- _Direction_
In the material below, identify each line bearing the word "styles". Reproduce those lines.

- _Given material_
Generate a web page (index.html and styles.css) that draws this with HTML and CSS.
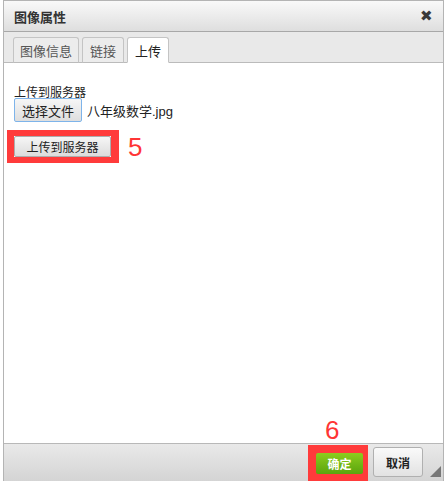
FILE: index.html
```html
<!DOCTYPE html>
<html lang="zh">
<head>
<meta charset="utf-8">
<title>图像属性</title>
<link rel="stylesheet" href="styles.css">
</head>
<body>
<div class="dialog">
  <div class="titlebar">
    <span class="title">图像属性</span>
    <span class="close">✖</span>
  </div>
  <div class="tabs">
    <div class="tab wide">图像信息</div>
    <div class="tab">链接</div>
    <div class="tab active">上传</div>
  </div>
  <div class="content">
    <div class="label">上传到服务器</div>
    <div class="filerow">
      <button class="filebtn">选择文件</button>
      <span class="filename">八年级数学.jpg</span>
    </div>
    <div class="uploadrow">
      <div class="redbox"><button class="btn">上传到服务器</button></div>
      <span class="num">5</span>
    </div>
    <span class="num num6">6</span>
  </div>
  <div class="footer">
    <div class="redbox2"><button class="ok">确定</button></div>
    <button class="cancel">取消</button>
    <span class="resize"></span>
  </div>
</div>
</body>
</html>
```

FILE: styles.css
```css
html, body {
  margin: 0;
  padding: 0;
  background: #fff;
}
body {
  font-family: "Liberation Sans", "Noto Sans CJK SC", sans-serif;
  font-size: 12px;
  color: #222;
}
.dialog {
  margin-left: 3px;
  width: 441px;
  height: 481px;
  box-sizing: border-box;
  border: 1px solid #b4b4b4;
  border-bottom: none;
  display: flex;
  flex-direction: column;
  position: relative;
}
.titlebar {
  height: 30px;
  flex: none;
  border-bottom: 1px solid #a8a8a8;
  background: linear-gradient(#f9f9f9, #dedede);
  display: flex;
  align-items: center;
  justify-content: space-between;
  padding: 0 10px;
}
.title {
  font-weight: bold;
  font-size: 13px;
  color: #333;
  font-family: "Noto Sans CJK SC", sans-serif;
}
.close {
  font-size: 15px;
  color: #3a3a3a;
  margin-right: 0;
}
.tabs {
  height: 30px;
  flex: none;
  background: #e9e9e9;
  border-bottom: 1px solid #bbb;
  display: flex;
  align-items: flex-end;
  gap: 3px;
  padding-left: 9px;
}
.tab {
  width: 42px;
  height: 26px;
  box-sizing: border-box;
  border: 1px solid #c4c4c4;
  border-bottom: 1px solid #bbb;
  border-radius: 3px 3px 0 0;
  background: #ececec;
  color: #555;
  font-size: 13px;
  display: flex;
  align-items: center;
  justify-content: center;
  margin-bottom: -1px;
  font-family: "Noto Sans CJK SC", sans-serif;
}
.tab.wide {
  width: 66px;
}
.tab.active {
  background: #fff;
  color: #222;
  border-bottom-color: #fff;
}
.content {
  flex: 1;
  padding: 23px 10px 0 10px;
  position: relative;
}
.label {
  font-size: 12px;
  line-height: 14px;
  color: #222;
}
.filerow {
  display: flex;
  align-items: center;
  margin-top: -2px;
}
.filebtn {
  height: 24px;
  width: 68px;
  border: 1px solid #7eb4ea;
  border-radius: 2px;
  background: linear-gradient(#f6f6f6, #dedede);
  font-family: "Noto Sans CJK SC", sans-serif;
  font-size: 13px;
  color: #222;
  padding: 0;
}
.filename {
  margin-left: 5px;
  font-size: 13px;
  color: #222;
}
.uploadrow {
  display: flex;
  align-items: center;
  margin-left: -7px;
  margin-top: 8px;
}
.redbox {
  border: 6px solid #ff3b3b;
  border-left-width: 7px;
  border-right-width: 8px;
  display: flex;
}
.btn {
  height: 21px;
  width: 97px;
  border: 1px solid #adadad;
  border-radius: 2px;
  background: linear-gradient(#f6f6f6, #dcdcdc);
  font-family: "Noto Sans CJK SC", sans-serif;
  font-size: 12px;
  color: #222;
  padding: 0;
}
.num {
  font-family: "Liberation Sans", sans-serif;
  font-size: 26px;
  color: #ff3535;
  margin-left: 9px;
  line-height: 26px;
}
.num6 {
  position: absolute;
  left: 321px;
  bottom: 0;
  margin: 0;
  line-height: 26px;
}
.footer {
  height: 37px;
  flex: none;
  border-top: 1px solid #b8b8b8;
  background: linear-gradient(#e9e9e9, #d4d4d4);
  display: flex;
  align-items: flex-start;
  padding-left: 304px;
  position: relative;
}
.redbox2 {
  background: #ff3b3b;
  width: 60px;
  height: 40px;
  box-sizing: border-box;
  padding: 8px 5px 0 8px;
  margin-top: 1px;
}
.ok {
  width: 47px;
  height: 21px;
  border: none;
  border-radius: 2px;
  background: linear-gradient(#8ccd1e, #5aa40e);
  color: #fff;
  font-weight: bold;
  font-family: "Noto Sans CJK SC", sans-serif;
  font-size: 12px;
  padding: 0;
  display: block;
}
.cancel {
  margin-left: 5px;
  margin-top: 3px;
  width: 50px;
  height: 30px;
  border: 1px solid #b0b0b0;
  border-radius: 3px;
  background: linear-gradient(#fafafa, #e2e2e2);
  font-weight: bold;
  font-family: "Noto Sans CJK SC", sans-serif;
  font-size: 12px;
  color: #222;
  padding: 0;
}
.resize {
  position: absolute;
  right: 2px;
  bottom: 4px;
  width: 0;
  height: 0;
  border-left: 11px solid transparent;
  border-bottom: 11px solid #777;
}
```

- _Task solution_
Generate a web page (index.html and styles.css) that draws this with HTML and CSS.
<link rel="stylesheet" href="styles.css">
FILE: styles.css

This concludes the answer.